In fact, I’m considering mixing up some crockpot blends in 1-gallon zip lock bags and tossing them in the freezer. I’ll make a whole bunch at one time. Then, all I have to do is grab a bag, toss it in the crockpot and head out the door. How’s that for an easy meal? (Ya, sometimes I’m just a little bit brilliant…. and arrogant…ehem…)
I got this recipe while surfing the net for crockpot recipe ideas. I came across the DisneyFamily.com website and they had a recipe for curry chicken that sounded incredible. And to my great surprise, it was clean!
Then I realized that I didn’t have half of what I needed to make it, so I improvised, and wow. This is some seriously good chicken. I think the only thing I would change is to add more broth next time for extra gravy. But seriously, Disney can cook! (And I guess, so can I! Ha!)
What Is Curry Chicken Made Of?
Typical chicken curry is made of chicken stewed in a tomato and onion sauce with lots of various spices added.
What Does Curry Chicken Taste Like?
Since spices can vary based on where the dish is made, it can have slightly different flavors anywhere you eat it. But typically, it has an earthy, heady flavor thanks to spices like curry powder, ginger, and turmeric.
Are Curries Healthy?
The answer to that is, it depends. They CAN be extremely healthy if they are made to be. But some curries have a lot of additives, unhealthy fats, and other ingredients most health-minded folks would avoid. It all depends on who is making the curry.
More Healthy Curry Recipes
Slow Cooker Curry Chicken Recipe Card
Slow Cooker Curry Chicken
- 2 lb. chicken breasts (boneless, skinless)
- ½ cup raisins
- 1 medium shallot (diced)
- ½ cup dried apricots (no sugar added – I used the unsulfured kind from Whole Foods)
- ½ tsp. dried ginger
- 12 cloves garlic (chopped – yes, 12. That’s not a typo)
- 1 tsp. curry powder
- 1 tsp. ground cumin
- ¼ tsp. ground cloves
- ¾ cup chicken stock (use 2 cups if you want gravy, + 1-2 tablespoons whole wheat pastry flour. Whisk well into the broth before adding to the crock pot to avoid clumps.)
- 1 tbsp. apple cider vinegar
- 1 medium lemon (juice only)
- Place all ingredients in the crock pot and stir as best you can to get everything mixed and coated in the spices.
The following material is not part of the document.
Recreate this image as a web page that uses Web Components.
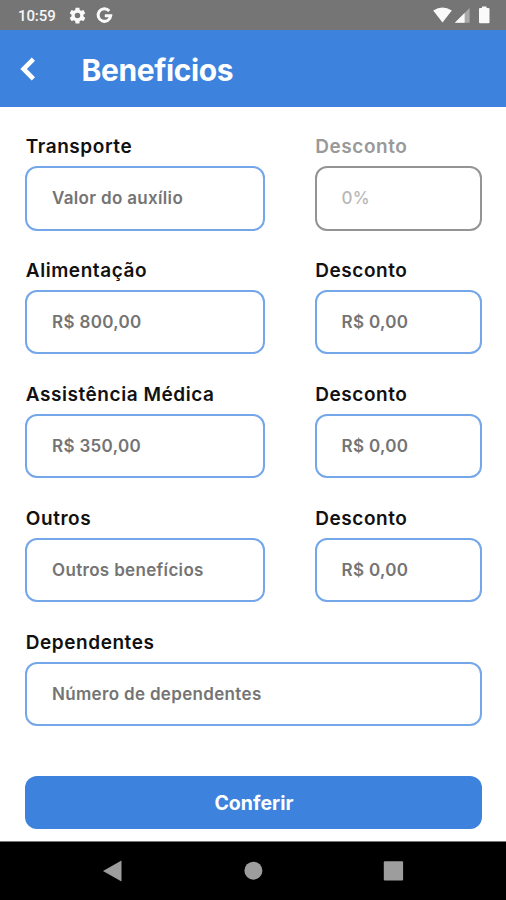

- Cook on low for 8-10 hours.
- Serve over brown rice and add a side of cauliflower. Yum!
Recipe from the Gracious Pantry archives, originally posted 10/28/11.
I’m curious about spices. Maybe you have this posted elsewhere but how do you know if your spices are clean? I pulled out my curry powder today and it lists “spices (including turmeric)” more clean spices but then also lists MSG.
Sounds like you just need a different curry powder. There are some spices out there that are not clean. But for the most part, most are.
Have you tried to using coconut milk instead of broth? I was thinking that might be amazing. Thoughts?
You could try it, but I’m not sure it would be the same. It’s really tasty the way it is. But coconut milk is always worth a shot!
I baked this recipe (didn’t get it in the crockpot in time!) and it came out wonderful! Wow! Flavors are SOOO delicious! I cooked organic Jasmine rice as a side!